Ein Vorteil der Leistungsmessung ist, schon im Training die Werte ermitteln zu können, die man später im Rennen braucht, um ein bestimmtes Ergebnis zu erzielen. Und sie ermöglicht, in Leistungstests Maximal-Wattzahlen festzulegen, die den Sportler davor bewahren, frühzeitig zu „overpacen".

Seine ganze „Power" entfaltet der Leistungsmesser dann aber mit der Analyse der Trainingseinheit, weiß Sportwissenschafter Geesmann: „Die Leertretzeiten, das Einhalten der Trainingsbereiche, Intervallzeiten, Pausen etc. können exakt analysiert werden." Zudem sei das Verhältnis von Leistung zur Herzfrequenz, als Mischung aus objektivem Faktor (der Leistung) und subjektivem Faktor (der Herzfrequenz), ein wichtiger Indikator für die Qualität des Trainings. „Hinzu kommt dann noch die Möglichkeit, die erhaltenen Daten sauber auf einer Trainingsplattform oder im Trainingstagebuch ablegen zu können", erklärt Geesmann weiter. „So kann man nicht nur eine Analyse der einzelnen Einheit, sondern auch des Trainingsblocks, der Trainingswoche und des ganzen Trainingsjahres vornehmen."

MOUNTAINBIKER STEIGEN UM
Noch einmal zu den Profis: Im Rennradtraining ist die Leistungsmessung seit vielen Jahren verbreitet, nun wird sie aber auch bei Mountainbikern populär. Der größte Unterschied in der Trainingsgestaltung liegt in der Streckenbeschaffenheit, weiß Björn ­Geesmann, der viele Rennradler, aber eben auch Mountainbiker wie Alban Lakata betreut: „Auf der Straße lässt sich das Training gut standardisieren und man kann die Strecken passend zum Trainingsinhalt wählen. Diese Möglichkeit ist auf dem Mountainbike geringer. Umso wichtiger wird dann der Leistungsmesser, der mir die Möglichkeit gibt, meine Trainingsvorgaben auch auf unterschiedlichen Strecken und Untergründen etc. einzuhalten."

Grundsätzlich sei das Mountain­bike-Training etwas komplizierter, weiß Geesmann: „Leertretzeiten sind schwieriger zu vermeiden und das ­exakte Umsetzen der Trainingsinhalte ist weniger gut möglich.
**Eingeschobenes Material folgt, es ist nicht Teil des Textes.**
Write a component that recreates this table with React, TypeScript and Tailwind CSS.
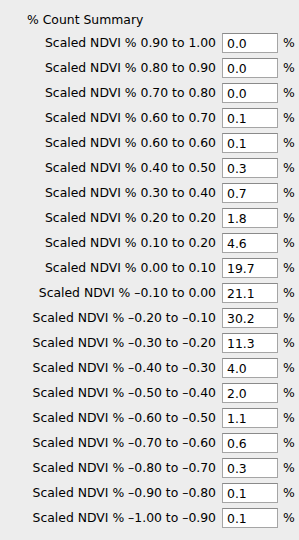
const rows: [string, string][] = [
  ["0.90 to 1.00", "0.0"],
  ["0.80 to 0.90", "0.0"],
  ["0.70 to 0.80", "0.0"],
  ["0.60 to 0.70", "0.1"],
  ["0.60 to 0.60", "0.1"],
  ["0.40 to 0.50", "0.3"],
  ["0.30 to 0.40", "0.7"],
  ["0.20 to 0.20", "1.8"],
  ["0.10 to 0.20", "4.6"],
  ["0.00 to 0.10", "19.7"],
  ["–0.10 to 0.00", "21.1"],
  ["–0.20 to –0.10", "30.2"],
  ["–0.30 to –0.20", "11.3"],
  ["–0.40 to –0.30", "4.0"],
  ["–0.50 to –0.40", "2.0"],
  ["–0.60 to –0.50", "1.1"],
  ["–0.70 to –0.60", "0.6"],
  ["–0.80 to –0.70", "0.3"],
  ["–0.90 to –0.80", "0.1"],
  ["–1.00 to –0.90", "0.1"],
];

export default function App() {
  return (
    <div className="h-[540px] w-[299px] bg-[#ededed] font-['DejaVu_Sans',sans-serif] text-[12.4px] text-black">
      <div className="pl-[27px] pt-[12px] leading-[16px]">% Count Summary</div>
      <div className="mt-[5px] flex flex-col gap-[5px] pr-[7px]">
        {rows.map(([range, value]) => (
          <div key={range} className="flex h-[20px] items-center">
            <span className="flex-1 whitespace-nowrap pr-[6px] text-right">Scaled NDVI % {range}</span>
            <div className="flex h-[20px] w-[56px] items-center border border-[#a5a5a5] border-t-[#8a8a8a] bg-white pl-[4px] pt-[2px]">
              {value}
            </div>
            <span className="ml-[5px] w-[9px]">%</span>
          </div>
        ))}
      </div>
    </div>
  );
}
Der Leistungsmesser ist hier ein wichtiges Hilfsmittel, um die Qualität im Mountain­bike-Training einzuhalten."

VORTEIL AUCH BEI INTERVALLEN
Richtig interessant ist die Wattmessung auch beim Intervall-Training. Seit zwei, drei Jahren geht der Trend im Radtraining allgemein immer mehr in Richtung kurzer, intensiver Einheiten statt stundenlangem Grundlagentraining. Die Herzfrequenz ist gerade hier als Basis wenig geeignet: Wird ein zehnminütiges Intervall mit dem Pulsmesser gesteuert, fährt man anfangs zu schnell und wird gegen Ende immer langsamer. Das liegt an der Trägheit des Herzens: Der Muskel braucht Zeit, um auf Touren zu kommen. Anders gesagt: Wenn Intervalle mit einem Pulsmesser gesteuert werden, schwanken die Wattleistungen stark. Beim Watttraining dagegen bleiben sie konstant – und damit das Training effektiv.

Und wie weit sollte man sich auch in Wettkampf am Leistungsmesser ­orientieren? Björn Geesmann: „Das Powermeter sollte in Wettkämpfen ein Hilfsmittel sein – nicht mehr und nicht weniger. Auch in Mountainbike-Rennen zählen Technik, Taktik, die adäquate Versorgung mit Energie und etliches mehr. Aber bei längeren Bergaufpassagen kann der Leistungsmesser natürlich helfen, um nicht zu überpacen und sich die Kraft besser einzuteilen. Man sollte sich aber von dem Gerät nicht abhängig machen – oder gar einbremsen lassen."